Care to write another article for the poi website?

Kind regards,


Rey Xerxes A. Dizon's picture

There are many Varieties Of Taro but I think Only two Spicies of Taro are Edible, One is Very large they say As tall as a Palm, but I use the smaller One that Grows by the pond..
Here in the Philippines There are two appearances of one Variety of Taro
The one is White Taro (puting Gabi in Filipino language) and the Red Taro (Pulang Gabi). No part of the Plant Get Wasted, everything is used in cooking Specially the Root, But here in the Philippines the most popular Dish using Taro is the Laing/ Ginataang Gabi, In english both translated as Taro leaves With coconut milk, the leaves and Stem of this plan is Highly toxic that makes your mouth irritate badly, so there is a technique to Remove or reduce the toxicity of the plant to make it much Edible, but the root is less or sometimes has no Toxic that do not have to do the technique used to the leaves and Stem.

Jerry Ferro's picture

There are indeed many varieties of Kalo or Taro and much of it is edible. You can
take your choice after doing your investigation as to what type you will pretty
much stay with. The investigation can be indepth and you can avoid some of the
crises of "not knowing" such as what Rey mentions above. The type I raise
and use can be toxic (very) if it is not cooked well enough or eaten close to raw.
Don't attempt to eat raw kalo or taro...don't take the chance cause the consequence can be painful and fearful.

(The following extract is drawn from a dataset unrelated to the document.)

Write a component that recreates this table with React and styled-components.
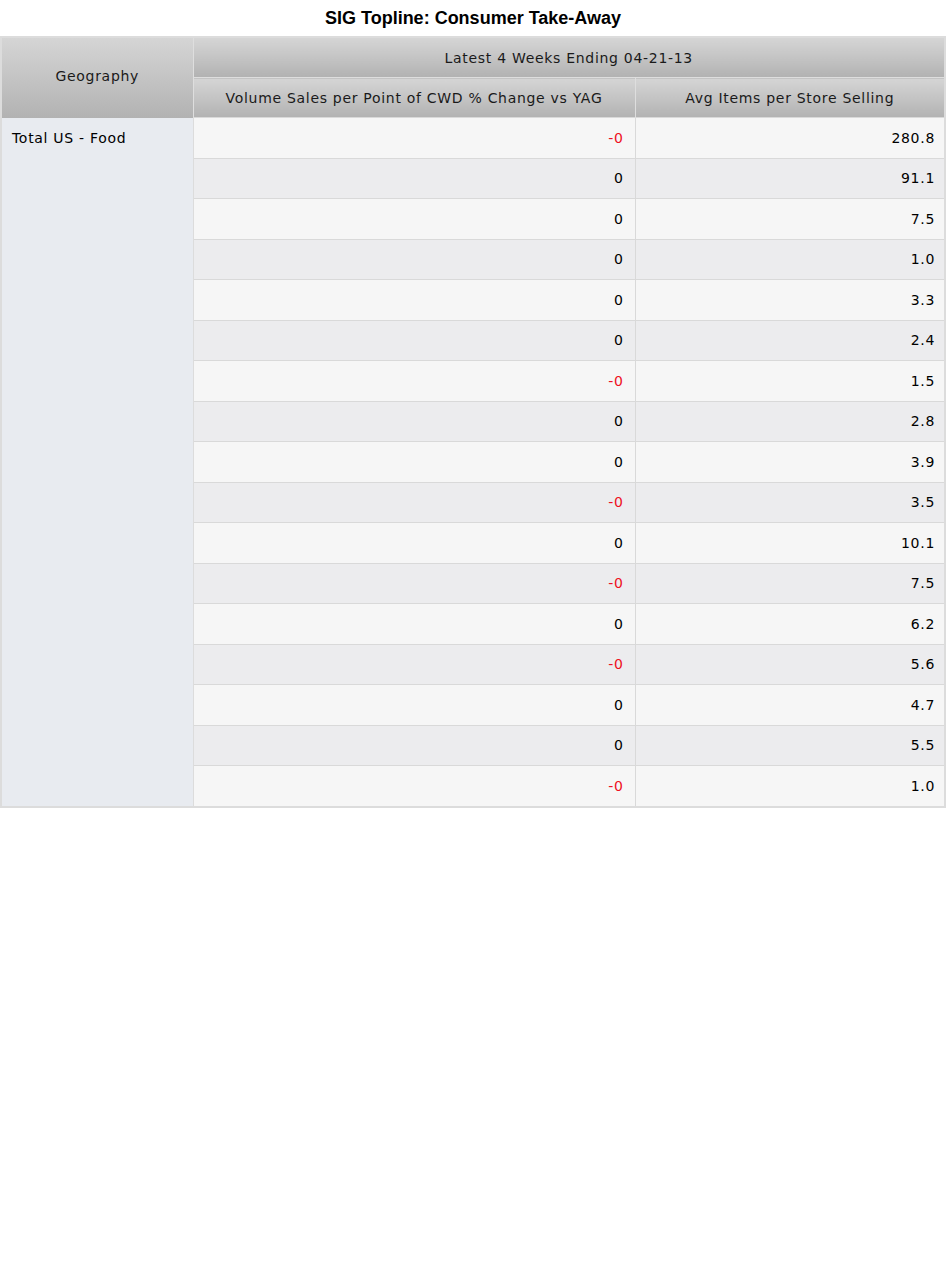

I raise a type named Bong Long or in pidgen "Pake" or Chinese taro. The leaves
at any age are very good cooked either in Laulau form or as a cooked spinich form
or cooked and then processed as a soup and there are many ways of doing that.

I love the poi because it is naturally sweet and not bland like the poi I was raised
on which was the Lehua, wetland type...tasteless except when Shoyu is added
or tart; the 3 day old variety. Pake poi is very tasty and makes great baby food.
The color is light lavender not grey and if you like 3 day old poi it will do that
very favorably also.

I have added the poi into the soup base instead of heavy cream as taught me
by a friend and that is very good also. Of course adding the taro into the laulau
instead of sweet potato or along with sweet potato makes your laulaus a winner.

I'm using the adolescent leaves now for laulaus rather than the elder leaves. I find
no difference in taste only texture and still It isn't a big deal.

I have used the "huli" stem as a cooked vegetable and that is good however
cooking it as long as the leave (3 hours + neutralizes the toxins) makes it mushy
soft...I will experiment further as eating the huli isn't usual for me...just another
vegetable I don't have to purchase.

A Hui Ho.

trent lopez's picture

I have been looking for a big taro roots that grows in the Philippines, we call them linsa and bungkukan if i spelled them write, anyway i live in US anyone could tell me the english words for these taro roots i am looking for. Thanks.